As the translator Meg Matich brilliantly explains it at the beginning of the book, every novel seems to lift a veil on a part of Ásta's life. Poverty. Aborption. Rape. Alcoholism. But a sentence comes again and again : "People are good". Letting us understand that, as the doctor tells the young pregnant woman in "Lilies", "Everyone has troubles, but every cloud has a silver lining." I really loved the fact that every novel started in a way that didn't appeal to me : the real catcher always came at the third or fourth page, and at the end I was conquered, every single time.
Some sentences will stay with me and echo from within. Among them :
"I coudln’t trace a single track, and nobody could find me. I’d left nothing behind to lead them to me. I’d realized that the world I was searching for was gone, all joy was gone, and all company was gone." (The dream)
"My child was dead, I couldn't forget, my lover hated me, never again would I wish to die from pleasure in his arms, never, but I wanted to be dead now, to be dead here against the ice-cold iron." (The dream)

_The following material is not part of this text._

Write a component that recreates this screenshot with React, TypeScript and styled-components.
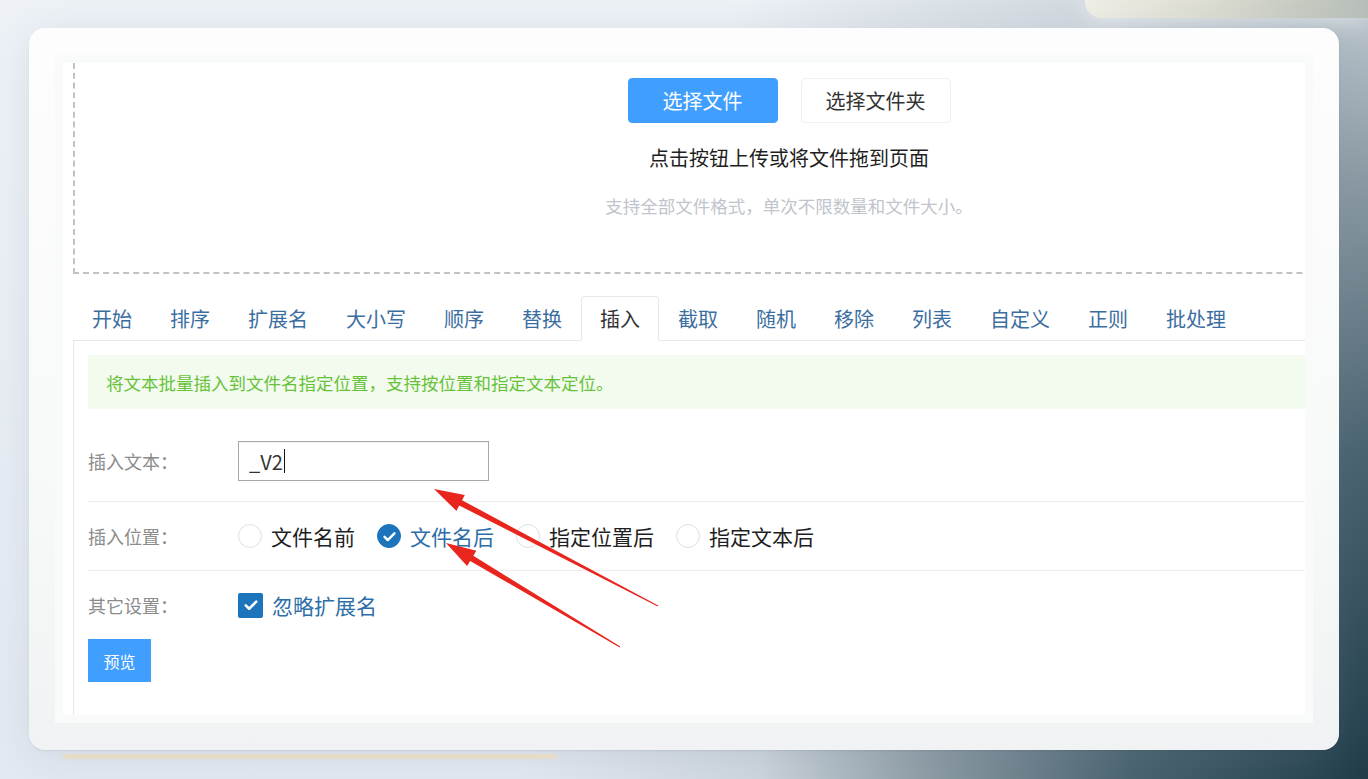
import styled, { createGlobalStyle } from "styled-components";

const GlobalStyle = createGlobalStyle`
  html, body {
    margin: 0;
    padding: 0;
    overflow: hidden;
  }
  body {
    font-family: "Noto Sans CJK SC", "Noto Sans", "Liberation Sans", sans-serif;
  }
`;

const Page = styled.div`
  position: relative;
  width: 1368px;
  height: 779px;
  overflow: hidden;
  display: flex;
  flex-direction: column;
  background:
    radial-gradient(ellipse 62% 150% at 100% 100%, #213d4a 0%, #4a6370 28%, #8d9ca5 52%, rgba(196, 205, 212, 0.7) 72%, rgba(230, 235, 241, 0) 100%),
    linear-gradient(180deg, #eef2f7 0%, #e3e9f1 100%);
`;

const TopDeco = styled.div`
  height: 18px;
  display: flex;
  justify-content: flex-end;
`;

const TopPill = styled.div`
  width: 283px;
  height: 100%;
  border-bottom-left-radius: 16px;
  background: linear-gradient(90deg, #f0efe7 0%, #dcdcd0 45%, #b7beb8 100%);
  box-shadow: 0 0 24px rgba(255, 255, 255, 0.7);
`;

const Card = styled.div`
  margin: 10px 0 0 29px;
  width: 1310px;
  height: 722px;
  box-sizing: border-box;
  padding: 27px 26px;
  border-radius: 16px;
  background: linear-gradient(180deg, #fdfdfd 0%, #f8f9f9 60%, #f1f2f3 100%);
  box-shadow: 0 6px 40px rgba(120, 140, 160, 0.18), 0 1px 2px rgba(0, 0, 0, 0.08);
`;

const Frame = styled.div`
  height: 100%;
  box-sizing: border-box;
  padding: 8px;
  background: #f9fafa;
`;

const Sheet = styled.div`
  height: 100%;
  box-sizing: border-box;
  padding-left: 10px;
  background: #ffffff;
  overflow: hidden;
  display: flex;
  flex-direction: column;
`;

const DropZone = styled.div`
  width: calc(100% + 198px);
  height: 211px;
  flex-shrink: 0;
  box-sizing: border-box;
  padding-top: 15px;
  border-left: 2px dashed #c2c2c2;
  border-bottom: 2px dashed #c2c2c2;
  display: flex;
  flex-direction: column;
  align-items: center;
`;

const ButtonRow = styled.div`
  display: flex;
  gap: 23px;
`;

const PickButton = styled.button<{ $primary?: boolean }>`
  width: 150px;
  height: 45px;
  border-radius: 4px;
  font-family: inherit;
  font-size: 20px;
  cursor: pointer;
  border: 1px solid ${(p) => (p.$primary ? "#409eff" : "#eef0f3")};
  background: ${(p) => (p.$primary ? "#409eff" : "#ffffff")};
  color: ${(p) => (p.$primary ? "#ffffff" : "#333333")};
`;

const DropTitle = styled.div`
  margin-top: 21px;
  font-size: 20px;
  line-height: 28px;
  color: #1f1f1f;
`;

const DropHint = styled.div`
  margin-top: 22px;
  font-size: 17.5px;
  line-height: 24px;
  color: #c0c4cc;
`;

const TabBar = styled.div`
  margin-top: 22px;
  display: flex;
  flex-shrink: 0;
  border-bottom: 1px solid #e4e7ed;
`;

const Tab = styled.div<{ $active?: boolean }>`
  height: 43px;
  padding: 0 18px;
  margin-bottom: -1px;
  display: flex;
  align-items: center;
  font-size: 20px;
  cursor: pointer;
  color: ${(p) => (p.$active ? "#333333" : "#3b6e9f")};
  border: 1px solid ${(p) => (p.$active ? "#e4e7ed" : "transparent")};
  border-bottom-color: ${(p) => (p.$active ? "#ffffff" : "transparent")};
  border-radius: 4px 4px 0 0;
  background: ${(p) => (p.$active ? "#ffffff" : "transparent")};
`;

const Panel = styled.div`
  flex: 1;
  box-sizing: border-box;
  padding: 14px 0 0 14px;
  border-left: 1px solid #e4e7ed;
`;

const Notice = styled.div`
  height: 54px;
  padding-left: 18px;
  display: flex;
  align-items: center;
  background: #f3fbee;
  color: #67c23a;
  font-size: 17.5px;
`;

const FormRow = styled.div<{ $height: number; $divider?: boolean; $top?: number }>`
  height: ${(p) => p.$height}px;
  margin-top: ${(p) => p.$top ?? 0}px;
  display: flex;
  align-items: center;
  border-bottom: ${(p) => (p.$divider ? "1px solid #ebedf0" : "none")};
`;

const Label = styled.div`
  width: 150px;
  flex-shrink: 0;
  font-size: 18px;
  color: #8c8c8c;
`;

const TextBox = styled.div`
  width: 251px;
  height: 40px;
  box-sizing: border-box;
  padding-left: 10px;
  display: flex;
  align-items: center;
  border: 1px solid #a8a8a8;
  box-shadow: inset 0 1px 1px rgba(0, 0, 0, 0.06);
  font-size: 20px;
  color: #333333;
`;

const Caret = styled.span`
  width: 1px;
  height: 24px;
  margin-left: 1px;
  background: #111111;
`;

const Options = styled.div`
  display: flex;
  align-items: center;
`;

const Option = styled.label`
  display: flex;
  align-items: center;
  gap: 9px;
  margin-right: 22px;
  cursor: pointer;
`;

const RadioDot = styled.span<{ $checked?: boolean }>`
  width: 24px;
  height: 24px;
  box-sizing: border-box;
  border-radius: 50%;
  display: flex;
  align-items: center;
  justify-content: center;
  border: 1px solid ${(p) => (p.$checked ? "#1c74bd" : "#dcdfe6")};
  background: ${(p) => (p.$checked ? "#1c74bd" : "#ffffff")};
`;

const CheckSquare = styled.span`
  width: 25px;
  height: 25px;
  border-radius: 2px;
  display: flex;
  align-items: center;
  justify-content: center;
  background: #1c74bd;
`;

const OptionText = styled.span<{ $checked?: boolean }>`
  font-size: 21px;
  color: ${(p) => (p.$checked ? "#2d6ea8" : "#1f1f1f")};
`;

const PreviewButton = styled.button`
  width: 63px;
  height: 43px;
  border: none;
  background: #409eff;
  color: #ffffff;
  font-family: inherit;
  font-size: 16px;
  cursor: pointer;
`;

const BottomBar = styled.div`
  margin: 4px 0 0 63px;
  width: 494px;
  height: 5px;
  background: #e5dbc6;
`;

const ArrowLayer = styled.svg`
  position: absolute;
  left: 0;
  top: 0;
  pointer-events: none;
`;

const tabs = ["开始", "排序", "扩展名", "大小写", "顺序", "替换", "插入", "截取", "随机", "移除", "列表", "自定义", "正则", "批处理"];

const positions = [
  { text: "文件名前", checked: false },
  { text: "文件名后", checked: true },
  { text: "指定位置后", checked: false },
  { text: "指定文本后", checked: false },
];

function Tick({ size = 16 }: { size?: number }) {
  return (
    <svg width={size} height={size} viewBox="0 0 24 24" fill="none">
      <path d="M5 12.5l4.5 4.5L19 7.5" stroke="#ffffff" strokeWidth="3.4" strokeLinecap="round" strokeLinejoin="round" />
    </svg>
  );
}

// arrow shape built from tail to tip: thin tail, thicker shaft, sharp head
function arrowPoints(tx: number, ty: number, px: number, py: number) {
  const len = Math.hypot(px - tx, py - ty);
  const dx = (px - tx) / len;
  const dy = (py - ty) / len;
  const nx = -dy;
  const ny = dx;
  const head = 30;
  const bx = px - dx * head;
  const by = py - dy * head;
  const pts = [
    [tx + nx * 0.5, ty + ny * 0.5],
    [bx + nx * 3, by + ny * 3],
    [bx + nx * 9, by + ny * 9],
    [px, py],
    [bx - nx * 9, by - ny * 9],
    [bx - nx * 3, by - ny * 3],
    [tx - nx * 0.5, ty - ny * 0.5],
  ];
  return pts.map((p) => p.map((v) => v.toFixed(1)).join(",")).join(" ");
}

export default function App() {
  return (
    <Page>
      <GlobalStyle />
      <TopDeco>
        <TopPill />
      </TopDeco>
      <Card>
        <Frame>
          <Sheet>
            <DropZone>
              <ButtonRow>
                <PickButton $primary>选择文件</PickButton>
                <PickButton>选择文件夹</PickButton>
              </ButtonRow>
              <DropTitle>点击按钮上传或将文件拖到页面</DropTitle>
              <DropHint>支持全部文件格式，单次不限数量和文件大小。</DropHint>
            </DropZone>

            <TabBar>
              {tabs.map((t) => (
                <Tab key={t} $active={t === "插入"}>
                  {t}
                </Tab>
              ))}
            </TabBar>

            <Panel>
              <Notice>将文本批量插入到文件名指定位置，支持按位置和指定文本定位。</Notice>

              <FormRow $height={80} $top={12} $divider>
                <Label>插入文本：</Label>
                <TextBox>
                  _V2
                  <Caret />
                </TextBox>
              </FormRow>

              <FormRow $height={68} $divider>
                <Label>插入位置：</Label>
                <Options>
                  {positions.map((o) => (
                    <Option key={o.text}>
                      <RadioDot $checked={o.checked}>{o.checked && <Tick size={17} />}</RadioDot>
                      <OptionText $checked={o.checked}>{o.text}</OptionText>
                    </Option>
                  ))}
                </Options>
              </FormRow>

              <FormRow $height={68}>
                <Label>其它设置：</Label>
                <Option>
                  <CheckSquare>
                    <Tick size={18} />
                  </CheckSquare>
                  <OptionText $checked>忽略扩展名</OptionText>
                </Option>
              </FormRow>

              <PreviewButton>预览</PreviewButton>
            </Panel>
          </Sheet>
        </Frame>
      </Card>
      <BottomBar />

      <ArrowLayer width="1368" height="779" viewBox="0 0 1368 779">
        <polygon points={arrowPoints(658, 606, 434, 489)} fill="#e8261e" />
        <polygon points={arrowPoints(620, 647, 446, 543)} fill="#e8261e" />
      </ArrowLayer>
    </Page>
  );
}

"He pulled out a bottle of black death and lifted it to the light. It was just under half empty. - It's death, he said, a little arrogantly. Want some? A little pick-me-up is never a bad thing, so without answering, I accepted the bottle and took a good gulp." (The street in the rain)
An aura of melancholy drifts through each of these short stories in Nothing to Be Rescued, the first English translation of the Icelandic author, Ásta Sigurðardóttir (tr. Meg Matich) for nordisk books*.
At the centre of daily repetition and mundanity is an unlikely protagonist, yet only towards the end of each story does the real misery or misfortune or grotesquery unveil itself with brutal clarity.
A woman seeks an abortion due to her shame of being unmarried and poor; another woman obsesses over the faces of babies in prams due to mourning the loss of her own child; another woman keeps a bird trapped in a cage, unsure whether freedom is truly liberating, symbolic for her own confines within society.
The Icelandic author had a turbulent life herself, suffering from alcoholism and complicated relationships and scrutiny under the male gaze. Her personal stories seem to ripple as an undercurrent in her writing.
If you like the danish author, Tove Ditlevsen, I’m naming Ásta Sigurðardóttir Iceland’s equivalent.
*Takk to the publisher for a gifted copy; all thoughts my own xo
Really enjoyed this collection of short stories which caused quite a stir when originally published in Iceland. The collection focuses on the fringes of society- drunks, illegal abortion, and the meanness of a society that prides itself on the proper way of doing things.
The translator appears to have done a marvellous job, the language was incredibly vivid.